_Problem statement_
Check each line of the listing, and copy it if it contains the word "index".

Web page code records
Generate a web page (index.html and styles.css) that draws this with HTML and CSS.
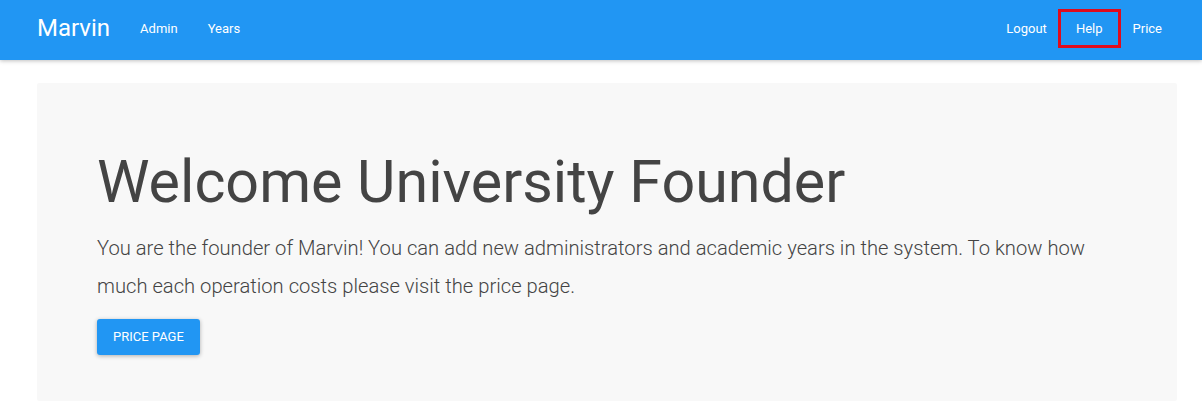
FILE: index.html
```html
<!DOCTYPE html>
<html>
<head>
<meta charset="utf-8">
<link rel="stylesheet" href="styles.css">
</head>
<body>
<nav class="navbar">
  <div class="nav-inner">
    <div class="nav-left">
      <a class="brand" href="#">Marvin</a>
      <a class="nav-link" href="#">Admin</a>
      <a class="nav-link" href="#">Years</a>
    </div>
    <div class="nav-right">
      <a class="nav-link" href="#">Logout</a>
      <a class="nav-link highlighted" href="#">Help</a>
      <a class="nav-link" href="#">Price</a>
    </div>
  </div>
</nav>
<main class="container">
  <section class="jumbotron">
    <h1 class="title">Welcome University Founder</h1>
    <p class="lead">You are the founder of Marvin! You can add new administrators and academic years in the system. To know how much each operation costs please visit the price page.</p>
    <a class="btn" href="#">Price page</a>
  </section>
</main>
</body>
</html>
```
FILE: styles.css
```css
* { box-sizing: border-box; }
html, body { margin: 0; padding: 0; }
body {
  font-family: Roboto, "Noto Sans", sans-serif;
  background: #fff;
  color: #444;
  overflow: hidden;
}
a { text-decoration: none; }
.navbar {
  height: 60px;
  background: #2196f3;
  box-shadow: 0 1px 4px rgba(0,0,0,0.25);
  position: relative;
  z-index: 1;
}
.nav-inner {
  margin-left: 37px;
  width: 1140px;
  height: 60px;
  padding-bottom: 4px;
  display: flex;
  justify-content: space-between;
  align-items: center;
}
.nav-left, .nav-right { display: flex; align-items: center; }
.brand {
  color: #fff;
  font-size: 24px;
  line-height: 56px;
  padding-right: 15px;
}
.nav-link {
  color: #fff;
  font-size: 13px;
  line-height: 33px;
  padding: 0 15px;
}
.nav-left .nav-link:first-of-type { margin-left: 1px; }
.nav-right .nav-link:first-child { margin-right: -1px; }
.highlighted {
  outline: 3px solid #e00b1c;
}
.container {
  margin-left: 37px;
  width: 1140px;
  padding-top: 23px;
}
.jumbotron {
  background: #f8f8f8;
  border-radius: 2px;
  padding: 66px 60px 46px;
}
.title {
  margin: 0;
  font-size: 59.2px;
  font-weight: 400;
  line-height: 1.1;
  color: #444;
}
.lead {
  margin: 15px 0 14px;
  font-size: 20.2px;
  font-weight: 300;
  line-height: 38px;
  color: #444;
}
.btn {
  display: inline-block;
  background: #2196f3;
  color: #fff;
  font-size: 13px;
  text-transform: uppercase;
  line-height: 36px;
  height: 36px;
  padding: 0 16px;
  border-radius: 3px;
  box-shadow: 0 1px 4px rgba(0,0,0,0.3);
}
```
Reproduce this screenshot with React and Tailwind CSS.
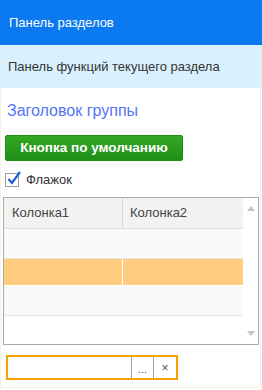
import React from "react";

export default function App() {
  return (
    <div className="w-[262px] h-[390px] bg-white text-[13px] font-['Liberation_Sans',Arial,sans-serif] overflow-hidden">
      {/* Section panel */}
      <div className="h-[45px] bg-[#0b79ef] text-white flex items-center pl-[9px] pt-[1px]">
        Панель разделов
      </div>
      {/* Functions panel */}
      <div className="h-[43px] bg-[#d9f1fd] text-[#333] flex items-center pl-[8px]">
        Панель функций текущего раздела
      </div>

      {/* Form area */}
      <div className="w-[261px] h-[300px] border border-t-0 border-[#f7f2e0] flex flex-col">
        <div className="text-[16px] text-[#5474f4] pl-[6px] mt-[14px] leading-[18px]">
          Заголовок группы
        </div>

        <button className="mt-[15px] ml-[4px] w-[178px] h-[26px] rounded-[2px] border border-[#1f8a14] bg-gradient-to-b from-[#34a826] to-[#1f8f16] text-white font-bold text-[13.5px] flex items-center justify-center">
          Кнопка по умолчанию
        </button>

        {/* Checkbox */}
        <div className="mt-[11px] ml-[4px] flex items-center gap-[7px] h-[15px]">
          <div className="w-[14px] h-[14px] border border-[#9a9a9a] bg-white relative">
            <svg viewBox="0 0 14 14" className="absolute left-[1px] top-[-3px] w-[14px] h-[14px] overflow-visible">
              <path d="M1.5 8 L5 12 L13 1" fill="none" stroke="#1f63d8" strokeWidth="2.3" />
            </svg>
          </div>
          <span className="text-[#333]">Флажок</span>
        </div>

        {/* Table */}
        <div className="mt-[10px] ml-[2px] w-[256px] h-[148px] border border-[#a9a9a9] flex">
          <div className="w-[239px] flex flex-col">
            <div className="h-[31px] bg-[#f2f2f2] flex border-b border-[#dcdcdc] text-[#444]">
              <div className="w-[119px] border-r border-[#d8d8d8] flex items-center pl-[8px]">Колонка1</div>
              <div className="flex-1 flex items-center pl-[7px]">Колонка2</div>
            </div>
            <div className="h-[30px] bg-[#fafafa] border-b border-[#e6e6e6]" />
            <div className="h-[27px] bg-[#ffcc80] flex border-b border-white">
              <div className="w-[119px] border-r border-white" />
              <div className="flex-1" />
            </div>
            <div className="h-[30px] bg-[#fafafa] border-b border-[#e6e6e6]" />
          </div>
          <div className="flex-1 flex flex-col items-center justify-between py-[8px]">
            <svg viewBox="0 0 8 5" className="w-[8px] h-[5px]">
              <path d="M4 0 L8 5 L0 5 Z" fill="#c4c4c4" />
            </svg>
            <svg viewBox="0 0 8 5" className="w-[8px] h-[5px]">
              <path d="M0 0 L8 0 L4 5 Z" fill="#c4c4c4" />
            </svg>
          </div>
        </div>

        {/* Input field */}
        <div className="mt-[10px] ml-[5px] w-[172px] h-[25px] border-2 border-[#f7a100] flex bg-white">
          <div className="flex-1" />
          <div className="w-[22px] border-l border-[#a0a0a0] flex items-center justify-center text-[#555] text-[11px] pt-[3px]">
            ...
          </div>
          <div className="w-[23px] border-l border-[#a0a0a0] flex items-center justify-center text-[#555] text-[12px]">
            ×
          </div>
        </div>
      </div>
    </div>
  );
}
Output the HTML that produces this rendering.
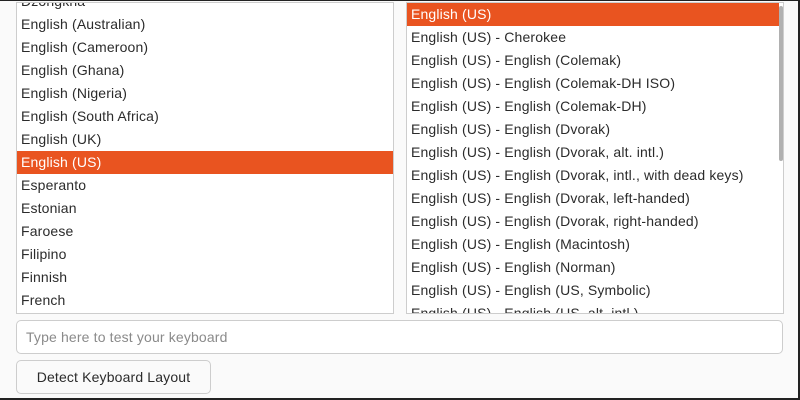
<!DOCTYPE html>
<html><head><style>
*{box-sizing:border-box;margin:0;padding:0}
body{width:800px;height:400px;background:#fafafa;font-family:"Liberation Sans","DejaVu Sans",sans-serif;font-size:14px;letter-spacing:0.15px;color:#2b2b2b;position:relative;overflow:hidden}
.frame{position:absolute;left:0;top:0;width:800px;height:400px;border-top:1px solid #222;border-right:2px solid #222;border-bottom:2px solid #222;pointer-events:none}
.list{position:absolute;top:2px;height:312px;background:#fff;border:1px solid #cdcdcd;overflow:hidden}
.row{position:absolute;left:0;right:0;height:23px;line-height:23px;padding-left:4px;white-space:nowrap}
.sel{background:#e95420;color:#fff}
.sb{position:absolute;left:372px;top:3px;width:4px;height:155px;background:#b0b0b0;border-radius:2px}
.inp{position:absolute;left:16px;top:320px;width:767px;height:34px;border:1px solid #cdcdcd;border-radius:5px;background:#fff;line-height:32px;padding-left:9px;color:#8a8a8a}
.btn{position:absolute;left:16px;top:360px;width:195px;height:34px;border:1px solid #cdcdcd;border-radius:5px;background:#fafafa;line-height:32px;text-align:center;color:#2b2b2b}
</style></head><body>
<div class="list" style="left:16px;width:378px">
<div class="row" style="top:-13px">Dzongkha</div>
<div class="row" style="top:10px">English (Australian)</div>
<div class="row" style="top:33px">English (Cameroon)</div>
<div class="row" style="top:56px">English (Ghana)</div>
<div class="row" style="top:79px">English (Nigeria)</div>
<div class="row" style="top:102px">English (South Africa)</div>
<div class="row" style="top:125px">English (UK)</div>
<div class="row sel" style="top:148px">English (US)</div>
<div class="row" style="top:171px">Esperanto</div>
<div class="row" style="top:194px">Estonian</div>
<div class="row" style="top:217px">Faroese</div>
<div class="row" style="top:240px">Filipino</div>
<div class="row" style="top:263px">Finnish</div>
<div class="row" style="top:286px">French</div>
</div>
<div class="list" style="left:406px;width:378px">
<div class="row sel" style="top:0px;right:4px">English (US)</div>
<div class="row" style="top:23px">English (US) - Cherokee</div>
<div class="row" style="top:46px">English (US) - English (Colemak)</div>
<div class="row" style="top:69px">English (US) - English (Colemak-DH ISO)</div>
<div class="row" style="top:92px">English (US) - English (Colemak-DH)</div>
<div class="row" style="top:115px">English (US) - English (Dvorak)</div>
<div class="row" style="top:138px">English (US) - English (Dvorak, alt. intl.)</div>
<div class="row" style="top:161px">English (US) - English (Dvorak, intl., with dead keys)</div>
<div class="row" style="top:184px">English (US) - English (Dvorak, left-handed)</div>
<div class="row" style="top:207px">English (US) - English (Dvorak, right-handed)</div>
<div class="row" style="top:230px">English (US) - English (Macintosh)</div>
<div class="row" style="top:253px">English (US) - English (Norman)</div>
<div class="row" style="top:276px">English (US) - English (US, Symbolic)</div>
<div class="row" style="top:299px">English (US) - English (US, alt. intl.)</div>
<div class="sb"></div>
</div>
<div class="inp">Type here to test your keyboard</div>
<div class="btn">Detect Keyboard Layout</div>
<div class="frame"></div>
</body></html>
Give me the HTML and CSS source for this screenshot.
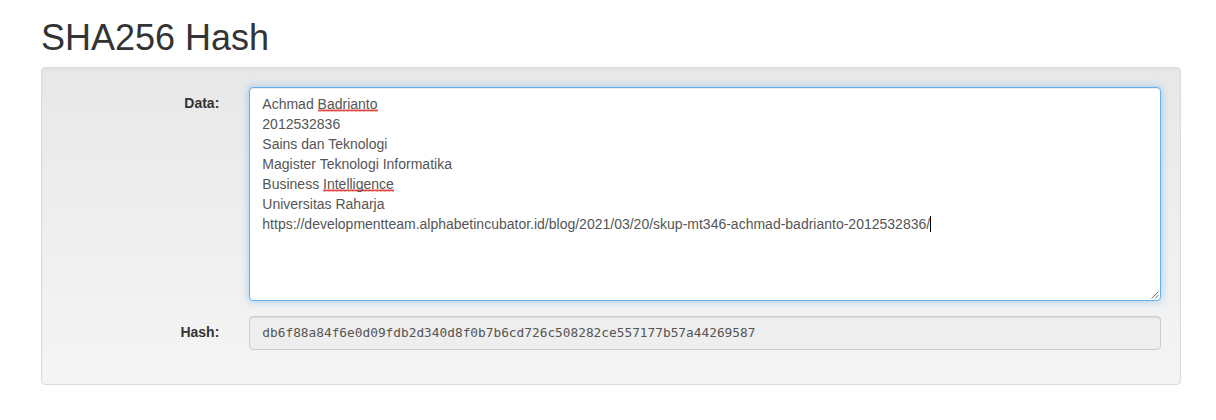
FILE: index.html
```html
<!DOCTYPE html>
<html>
<head>
<meta charset="utf-8">
<link rel="stylesheet" href="styles.css">
</head>
<body>
<div class="container">
  <h1 class="title">SHA256 Hash</h1>
  <div class="well">
    <div class="form-group">
      <label class="label">Data:</label>
      <div class="field">
        <div class="textarea">Achmad <span class="sp">Badrianto</span>
2012532836
Sains dan Teknologi
Magister Teknologi Informatika
Business <span class="sp">Intelligence</span>
Universitas Raharja
https://developmentteam.alphabetincubator.id/blog/2021/03/20/skup-mt346-achmad-badrianto-2012532836/<span class="caret"></span><svg class="grip" width="9" height="9" viewBox="0 0 9 9"><path d="M8.5 1.5L1.5 8.5M8.5 5L5 8.5" stroke="#777" stroke-width="1" fill="none"/></svg></div>
      </div>
    </div>
    <div class="form-group">
      <label class="label">Hash:</label>
      <div class="field">
        <div class="input">db6f88a84f6e0d09fdb2d340d8f0b7b6cd726c508282ce557177b57a44269587</div>
      </div>
    </div>
  </div>
</div>
</body>
</html>
```
FILE: styles.css
```css
* { box-sizing: border-box; }
html, body { margin: 0; padding: 0; background: #fff; }
body {
  font-family: "Liberation Sans", Arial, sans-serif;
  font-size: 14px;
  line-height: 1.42857;
  color: #333;
}
.container {
  margin-left: 41px;
  width: 1140px;
}
.title {
  font-family: "Liberation Sans", Arial, sans-serif;
  font-size: 36px;
  font-weight: 500;
  line-height: 40px;
  margin: 18px 0 9px;
  color: #333;
}
.well {
  min-height: 20px;
  padding: 19px;
  border: 1px solid #dcdcdc;
  border-radius: 4px;
  background-color: #f5f5f5;
  background-image: linear-gradient(to bottom, #e8e8e8 0, #f5f5f5 100%);
  box-shadow: inset 0 1px 3px rgba(0,0,0,.05), 0 1px 0 rgba(255,255,255,.1);
}
.form-group {
  display: flex;
  margin: 0 -15px 15px;
}
.label {
  flex: 0 0 188.33px;
  padding: 7px 15px 0;
  text-align: right;
  font-weight: bold;
}
.field {
  flex: 1;
  padding: 0 15px;
}
.textarea {
  position: relative;
  height: 214px;
  padding: 6px 12px;
  border: 1px solid #66afe9;
  border-radius: 4px;
  background: #fff;
  color: #555;
  white-space: pre;
  line-height: 20px;
  box-shadow: inset 0 1px 1px rgba(0,0,0,.075), 0 0 8px rgba(102,175,233,.6);
}
.sp {
  background-image: url("data:image/svg+xml,%3Csvg xmlns='http://www.w3.org/2000/svg' width='4' height='3'%3E%3Cpath d='M0 2.5L1 0.5L2 2.5L3 0.5L4 2.5' stroke='%23e0302a' stroke-width='0.9' fill='none'/%3E%3C/svg%3E");
  background-size: 4px 3px;
  background-repeat: repeat-x;
  background-position: 0 100%;
}
.caret {
  display: inline-block;
  width: 1px;
  height: 16px;
  background: #000;
  vertical-align: -3px;
}
.grip {
  position: absolute;
  right: 1px;
  bottom: 1px;
}
.input {
  height: 34px;
  padding: 7px 12px;
  border: 1px solid #ccc;
  border-radius: 4px;
  background: #eee;
  color: #555;
  font-family: "DejaVu Sans Mono", monospace;
  font-size: 12.8px;
  line-height: 18px;
  box-shadow: inset 0 1px 1px rgba(0,0,0,.075);
}
```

_Answer to the task_
Generate a web page (index.html and styles.css) that draws this with HTML and CSS.
FILE: index.html
  z-index: 1;
FILE: index.html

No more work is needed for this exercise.